▶ [Set problem]: The data below should be printed in full, exactly, and without any of its images.
..............................
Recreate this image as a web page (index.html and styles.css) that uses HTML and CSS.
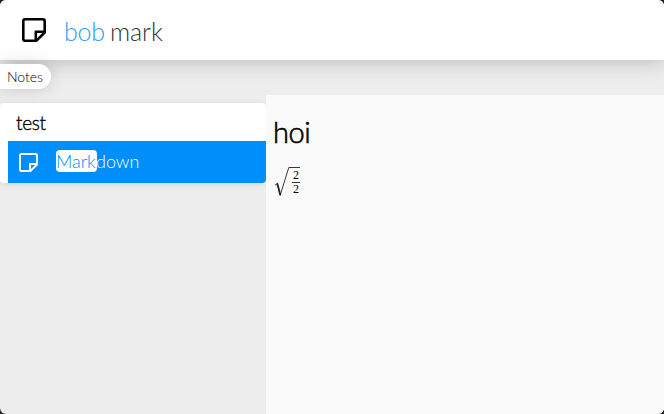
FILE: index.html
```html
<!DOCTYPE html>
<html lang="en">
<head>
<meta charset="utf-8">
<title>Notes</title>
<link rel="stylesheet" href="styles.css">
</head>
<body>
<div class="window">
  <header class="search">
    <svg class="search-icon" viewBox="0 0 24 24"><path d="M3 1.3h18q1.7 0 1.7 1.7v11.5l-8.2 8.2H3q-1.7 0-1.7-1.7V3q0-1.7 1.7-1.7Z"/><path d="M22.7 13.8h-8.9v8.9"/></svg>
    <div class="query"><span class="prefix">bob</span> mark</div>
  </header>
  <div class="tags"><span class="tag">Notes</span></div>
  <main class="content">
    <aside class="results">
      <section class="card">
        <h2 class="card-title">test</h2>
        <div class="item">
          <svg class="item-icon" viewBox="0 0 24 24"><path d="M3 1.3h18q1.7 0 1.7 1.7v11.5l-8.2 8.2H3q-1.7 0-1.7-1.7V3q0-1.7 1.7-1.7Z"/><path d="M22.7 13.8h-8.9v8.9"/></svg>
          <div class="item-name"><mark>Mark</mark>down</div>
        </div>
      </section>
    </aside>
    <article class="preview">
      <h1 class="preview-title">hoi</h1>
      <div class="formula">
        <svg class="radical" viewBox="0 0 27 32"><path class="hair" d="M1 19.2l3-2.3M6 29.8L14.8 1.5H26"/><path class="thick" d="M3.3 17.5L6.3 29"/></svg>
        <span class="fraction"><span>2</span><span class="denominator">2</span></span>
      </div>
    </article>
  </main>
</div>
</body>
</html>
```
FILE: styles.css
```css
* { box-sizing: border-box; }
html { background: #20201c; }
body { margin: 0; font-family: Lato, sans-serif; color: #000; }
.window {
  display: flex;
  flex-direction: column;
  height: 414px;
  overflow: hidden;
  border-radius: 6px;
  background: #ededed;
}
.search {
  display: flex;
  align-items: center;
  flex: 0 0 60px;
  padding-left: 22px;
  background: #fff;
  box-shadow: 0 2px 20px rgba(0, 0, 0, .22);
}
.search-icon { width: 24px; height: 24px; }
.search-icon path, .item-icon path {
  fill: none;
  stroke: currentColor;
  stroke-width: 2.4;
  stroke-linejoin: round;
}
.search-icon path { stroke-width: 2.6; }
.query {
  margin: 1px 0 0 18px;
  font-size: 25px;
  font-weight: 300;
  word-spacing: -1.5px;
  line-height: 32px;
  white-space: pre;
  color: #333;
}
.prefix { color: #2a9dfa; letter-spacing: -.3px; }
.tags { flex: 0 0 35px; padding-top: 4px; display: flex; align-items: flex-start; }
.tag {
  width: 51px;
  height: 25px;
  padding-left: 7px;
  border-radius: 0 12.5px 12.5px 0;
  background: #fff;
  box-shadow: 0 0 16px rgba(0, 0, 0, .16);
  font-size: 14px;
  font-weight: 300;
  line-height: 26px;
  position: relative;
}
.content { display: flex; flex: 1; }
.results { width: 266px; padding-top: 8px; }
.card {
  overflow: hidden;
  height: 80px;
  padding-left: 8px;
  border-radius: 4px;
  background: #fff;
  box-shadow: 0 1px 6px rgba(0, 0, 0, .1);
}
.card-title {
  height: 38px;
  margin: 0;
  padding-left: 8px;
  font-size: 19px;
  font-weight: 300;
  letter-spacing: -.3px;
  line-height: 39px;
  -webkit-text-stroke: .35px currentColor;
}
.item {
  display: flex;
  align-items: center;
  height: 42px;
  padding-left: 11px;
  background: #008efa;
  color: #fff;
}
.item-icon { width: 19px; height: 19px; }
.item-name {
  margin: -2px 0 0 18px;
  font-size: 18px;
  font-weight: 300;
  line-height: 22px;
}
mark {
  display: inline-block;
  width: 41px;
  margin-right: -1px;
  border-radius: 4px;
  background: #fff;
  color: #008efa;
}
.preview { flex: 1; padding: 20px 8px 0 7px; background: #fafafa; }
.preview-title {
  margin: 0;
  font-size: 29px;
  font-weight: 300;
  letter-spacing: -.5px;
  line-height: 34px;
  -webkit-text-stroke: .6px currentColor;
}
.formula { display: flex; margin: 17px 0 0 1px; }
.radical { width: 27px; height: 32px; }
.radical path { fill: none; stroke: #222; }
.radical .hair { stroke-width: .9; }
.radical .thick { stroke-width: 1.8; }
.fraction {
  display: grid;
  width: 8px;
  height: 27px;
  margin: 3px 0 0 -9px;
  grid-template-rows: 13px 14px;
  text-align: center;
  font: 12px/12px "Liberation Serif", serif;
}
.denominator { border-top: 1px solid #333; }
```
..............................
▶ [Exercise answer]:
Recreate this image as a web page (index.html and styles.css) that uses HTML and CSS.
FILE: index.html
```html
<!DOCTYPE html>
<html lang="en">
<head>
<meta charset="utf-8">
<title>Notes</title>
<link rel="stylesheet" href="styles.css">
</head>
<body>
<div class="window">
  <header class="search">
    <svg class="search-icon" viewBox="0 0 24 24"><path d="M3 1.3h18q1.7 0 1.7 1.7v11.5l-8.2 8.2H3q-1.7 0-1.7-1.7V3q0-1.7 1.7-1.7Z"/><path d="M22.7 13.8h-8.9v8.9"/></svg>
    <div class="query"><span class="prefix">bob</span> mark</div>
  </header>
  <div class="tags"><span class="tag">Notes</span></div>
  <main class="content">
    <aside class="results">
      <section class="card">
        <h2 class="card-title">test</h2>
        <div class="item">
          <svg class="item-icon" viewBox="0 0 24 24"><path d="M3 1.3h18q1.7 0 1.7 1.7v11.5l-8.2 8.2H3q-1.7 0-1.7-1.7V3q0-1.7 1.7-1.7Z"/><path d="M22.7 13.8h-8.9v8.9"/></svg>
          <div class="item-name"><mark>Mark</mark>down</div>
        </div>
      </section>
    </aside>
    <article class="preview">
      <h1 class="preview-title">hoi</h1>
      <div class="formula">
        <svg class="radical" viewBox="0 0 27 32"><path class="hair" d="M1 19.2l3-2.3M6 29.8L14.8 1.5H26"/><path class="thick" d="M3.3 17.5L6.3 29"/></svg>
        <span class="fraction"><span>2</span><span class="denominator">2</span></span>
      </div>
    </article>
  </main>
</div>
</body>
</html>
```
FILE: styles.css
```css
* { box-sizing: border-box; }
html { background: #20201c; }
body { margin: 0; font-family: Lato, sans-serif; color: #000; }
.window {
  display: flex;
  flex-direction: column;
  height: 414px;
  overflow: hidden;
  border-radius: 6px;
  background: #ededed;
}
.search {
  display: flex;
  align-items: center;
  flex: 0 0 60px;
  padding-left: 22px;
  background: #fff;
  box-shadow: 0 2px 20px rgba(0, 0, 0, .22);
}
.search-icon { width: 24px; height: 24px; }
.search-icon path, .item-icon path {
  fill: none;
  stroke: currentColor;
  stroke-width: 2.4;
  stroke-linejoin: round;
}
.search-icon path { stroke-width: 2.6; }
.query {
  margin: 1px 0 0 18px;
  font-size: 25px;
  font-weight: 300;
  word-spacing: -1.5px;
  line-height: 32px;
  white-space: pre;
  color: #333;
}
.prefix { color: #2a9dfa; letter-spacing: -.3px; }
.tags { flex: 0 0 35px; padding-top: 4px; display: flex; align-items: flex-start; }
.tag {
  width: 51px;
  height: 25px;
  padding-left: 7px;
  border-radius: 0 12.5px 12.5px 0;
  background: #fff;
  box-shadow: 0 0 16px rgba(0, 0, 0, .16);
  font-size: 14px;
  font-weight: 300;
  line-height: 26px;
  position: relative;
}
.content { display: flex; flex: 1; }
.results { width: 266px; padding-top: 8px; }
.card {
  overflow: hidden;
  height: 80px;
  padding-left: 8px;
  border-radius: 4px;
  background: #fff;
  box-shadow: 0 1px 6px rgba(0, 0, 0, .1);
}
.card-title {
  height: 38px;
  margin: 0;
  padding-left: 8px;
  font-size: 19px;
  font-weight: 300;
  letter-spacing: -.3px;
  line-height: 39px;
  -webkit-text-stroke: .35px currentColor;
}
.item {
  display: flex;
  align-items: center;
  height: 42px;
  padding-left: 11px;
  background: #008efa;
  color: #fff;
}
.item-icon { width: 19px; height: 19px; }
.item-name {
  margin: -2px 0 0 18px;
  font-size: 18px;
  font-weight: 300;
  line-height: 22px;
}
mark {
  display: inline-block;
  width: 41px;
  margin-right: -1px;
  border-radius: 4px;
  background: #fff;
  color: #008efa;
}
.preview { flex: 1; padding: 20px 8px 0 7px; background: #fafafa; }
.preview-title {
  margin: 0;
  font-size: 29px;
  font-weight: 300;
  letter-spacing: -.5px;
  line-height: 34px;
  -webkit-text-stroke: .6px currentColor;
}
.formula { display: flex; margin: 17px 0 0 1px; }
.radical { width: 27px; height: 32px; }
.radical path { fill: none; stroke: #222; }
.radical .hair { stroke-width: .9; }
.radical .thick { stroke-width: 1.8; }
.fraction {
  display: grid;
  width: 8px;
  height: 27px;
  margin: 3px 0 0 -9px;
  grid-template-rows: 13px 14px;
  text-align: center;
  font: 12px/12px "Liberation Serif", serif;
}
.denominator { border-top: 1px solid #333; }
```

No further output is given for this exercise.